SHORT PROBLEM: Skip all pictures, then print the remaining material exactly.

DATASET CONTENT:
- - - - - - -
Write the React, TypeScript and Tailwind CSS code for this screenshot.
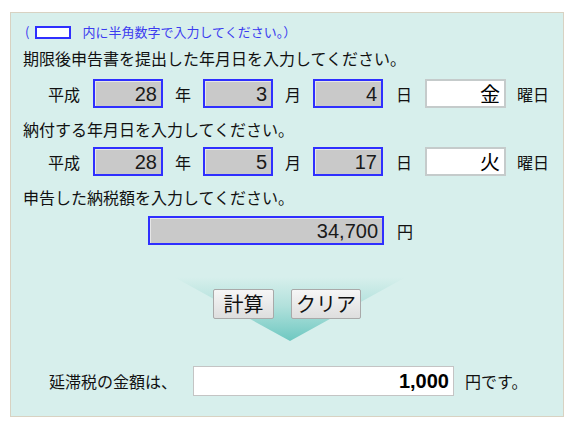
const jp = { fontFamily: '"Noto Sans CJK JP", "Liberation Sans", sans-serif' };
const num = { fontFamily: '"Liberation Sans", Arial, sans-serif' };

function NumBox({ value, width = 'w-[70px]' }: { value: string; width?: string }) {
	return (
		<div className={`${width} h-[29px] border-2 border-[#2f2fff] bg-[#c9c9c9] shadow-[inset_1px_1px_0_#e6e6e6] flex items-center justify-end pr-[4px] text-[20px] text-[#1a1a1a]`} style={num}>
			{value}
		</div>
	);
}

function DayBox({ value }: { value: string }) {
	return (
		<div className="w-[81px] h-[29px] border-2 border-[#c5cbcb] bg-white flex items-center justify-end pr-[4px] text-[20px] text-black" style={jp}>
			{value}
		</div>
	);
}

function DateRow({ y, m, d, w }: { y: string; m: string; d: string; w: string }) {
	return (
		<div className="flex items-center h-[29px] text-[16px] text-[#111]">
			<div className="w-[82px] pl-[37px]">平成</div>
			<NumBox value={y} />
			<div className="w-[40px] text-center">年</div>
			<NumBox value={m} />
			<div className="w-[40px] text-center">月</div>
			<NumBox value={d} />
			<div className="w-[42px] text-center">日</div>
			<DayBox value={w} />
			<div className="ml-[11px]">曜日</div>
		</div>
	);
}

export default function App() {
	return (
		<div className="w-[574px] h-[427px] bg-white pt-[12px] pl-[10px]" style={jp}>
			<div className="w-[554px] h-[405px] border border-[#d8d2c2] bg-[#d7efec] flex flex-col">
				<div className="h-[20px] mt-[9px] ml-[14px] flex items-center text-[13px] text-[#3b3bf0]">
					<span>(</span>
					<span className="w-[36px] h-[13px] border-2 border-[#2f2fff] bg-white ml-[6px]" />
					<span className="ml-[11px]">内に半角数字で入力してください。）</span>
				</div>
				<div className="h-[22px] mt-[5px] ml-[12px] flex items-center text-[16px] text-[#111]">期限後申告書を提出した年月日を入力してください。</div>
				<div className="mt-[10px]">
					<DateRow y="28" m="3" d="4" w="金" />
				</div>
				<div className="h-[22px] mt-[10px] ml-[12px] flex items-center text-[16px] text-[#111]">納付する年月日を入力してください。</div>
				<div className="mt-[7px]">
					<DateRow y="28" m="5" d="17" w="火" />
				</div>
				<div className="h-[22px] mt-[10px] ml-[12px] flex items-center text-[16px] text-[#111]">申告した納税額を入力してください。</div>
				<div className="mt-[8px] flex items-center h-[29px] text-[16px] text-[#111]">
					<div className="ml-[137px]">
						<NumBox value="34,700" width="w-[236px]" />
					</div>
					<div className="ml-[13px]">円</div>
				</div>
				<div className="relative h-[108px] mt-[7px]">
					<svg className="absolute left-[163px] top-[25px]" width="232" height="70" viewBox="0 0 232 70">
						<defs>
							<linearGradient id="fun" x1="0" y1="0" x2="0" y2="1">
								<stop offset="0" stopColor="#d7efec" />
								<stop offset="0.45" stopColor="#b2e1dc" />
								<stop offset="1" stopColor="#6ec8c1" />
							</linearGradient>
						</defs>
						<polygon points="0,0 232,0 116,64" fill="url(#fun)" />
					</svg>
					<div className="relative flex pt-[37px] pl-[202px] gap-[17px]">
						<button className="w-[61px] h-[30px] rounded-[2px] border border-[#a9a9a9] bg-gradient-to-b from-[#f6f6f6] to-[#dedede] text-[20px] leading-none text-[#111] flex items-center justify-center" style={jp}>計算</button>
						<button className="w-[70px] h-[30px] rounded-[2px] border border-[#a9a9a9] bg-gradient-to-b from-[#f6f6f6] to-[#dedede] text-[20px] leading-none text-[#111] flex items-center justify-center" style={jp}>クリア</button>
					</div>
				</div>
				<div className="flex items-center h-[30px] text-[16px] text-[#111] mt-[6px]">
					<div className="ml-[38px] w-[144px]">延滞税の金額は、</div>
					<div className="w-[261px] h-[30px] border border-[#c4c4c4] bg-white flex items-center justify-end pr-[4px] text-[20px] font-bold text-black" style={num}>1,000</div>
					<div className="ml-[11px]">円です。</div>
				</div>
			</div>
		</div>
	);
}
- - - - - - -
THE RESULT:
Write the React, TypeScript and Tailwind CSS code for this screenshot.
const jp = { fontFamily: '"Noto Sans CJK JP", "Liberation Sans", sans-serif' };
const num = { fontFamily: '"Liberation Sans", Arial, sans-serif' };

function NumBox({ value, width = 'w-[70px]' }: { value: string; width?: string }) {
	return (
		<div className={`${width} h-[29px] border-2 border-[#2f2fff] bg-[#c9c9c9] shadow-[inset_1px_1px_0_#e6e6e6] flex items-center justify-end pr-[4px] text-[20px] text-[#1a1a1a]`} style={num}>
			{value}
		</div>
	);
}

function DayBox({ value }: { value: string }) {
	return (
		<div className="w-[81px] h-[29px] border-2 border-[#c5cbcb] bg-white flex items-center justify-end pr-[4px] text-[20px] text-black" style={jp}>
			{value}
		</div>
	);
}

function DateRow({ y, m, d, w }: { y: string; m: string; d: string; w: string }) {
	return (
		<div className="flex items-center h-[29px] text-[16px] text-[#111]">
			<div className="w-[82px] pl-[37px]">平成</div>
			<NumBox value={y} />
			<div className="w-[40px] text-center">年</div>
			<NumBox value={m} />
			<div className="w-[40px] text-center">月</div>
			<NumBox value={d} />
			<div className="w-[42px] text-center">日</div>
			<DayBox value={w} />
			<div className="ml-[11px]">曜日</div>
		</div>
	);
}

export default function App() {
	return (
		<div className="w-[574px] h-[427px] bg-white pt-[12px] pl-[10px]" style={jp}>
			<div className="w-[554px] h-[405px] border border-[#d8d2c2] bg-[#d7efec] flex flex-col">
				<div className="h-[20px] mt-[9px] ml-[14px] flex items-center text-[13px] text-[#3b3bf0]">
					<span>(</span>
					<span className="w-[36px] h-[13px] border-2 border-[#2f2fff] bg-white ml-[6px]" />
					<span className="ml-[11px]">内に半角数字で入力してください。）</span>
				</div>
				<div className="h-[22px] mt-[5px] ml-[12px] flex items-center text-[16px] text-[#111]">期限後申告書を提出した年月日を入力してください。</div>
				<div className="mt-[10px]">
					<DateRow y="28" m="3" d="4" w="金" />
				</div>
				<div className="h-[22px] mt-[10px] ml-[12px] flex items-center text-[16px] text-[#111]">納付する年月日を入力してください。</div>
				<div className="mt-[7px]">
					<DateRow y="28" m="5" d="17" w="火" />
				</div>
				<div className="h-[22px] mt-[10px] ml-[12px] flex items-center text-[16px] text-[#111]">申告した納税額を入力してください。</div>
				<div className="mt-[8px] flex items-center h-[29px] text-[16px] text-[#111]">
					<div className="ml-[137px]">
						<NumBox value="34,700" width="w-[236px]" />
					</div>
					<div className="ml-[13px]">円</div>
				</div>
				<div className="relative h-[108px] mt-[7px]">
					<svg className="absolute left-[163px] top-[25px]" width="232" height="70" viewBox="0 0 232 70">
						<defs>
							<linearGradient id="fun" x1="0" y1="0" x2="0" y2="1">
								<stop offset="0" stopColor="#d7efec" />
								<stop offset="0.45" stopColor="#b2e1dc" />
								<stop offset="1" stopColor="#6ec8c1" />
							</linearGradient>
						</defs>
						<polygon points="0,0 232,0 116,64" fill="url(#fun)" />
					</svg>
					<div className="relative flex pt-[37px] pl-[202px] gap-[17px]">
						<button className="w-[61px] h-[30px] rounded-[2px] border border-[#a9a9a9] bg-gradient-to-b from-[#f6f6f6] to-[#dedede] text-[20px] leading-none text-[#111] flex items-center justify-center" style={jp}>計算</button>
						<button className="w-[70px] h-[30px] rounded-[2px] border border-[#a9a9a9] bg-gradient-to-b from-[#f6f6f6] to-[#dedede] text-[20px] leading-none text-[#111] flex items-center justify-center" style={jp}>クリア</button>
					</div>
				</div>
				<div className="flex items-center h-[30px] text-[16px] text-[#111] mt-[6px]">
					<div className="ml-[38px] w-[144px]">延滞税の金額は、</div>
					<div className="w-[261px] h-[30px] border border-[#c4c4c4] bg-white flex items-center justify-end pr-[4px] text-[20px] font-bold text-black" style={num}>1,000</div>
					<div className="ml-[11px]">円です。</div>
				</div>
			</div>
		</div>
	);
}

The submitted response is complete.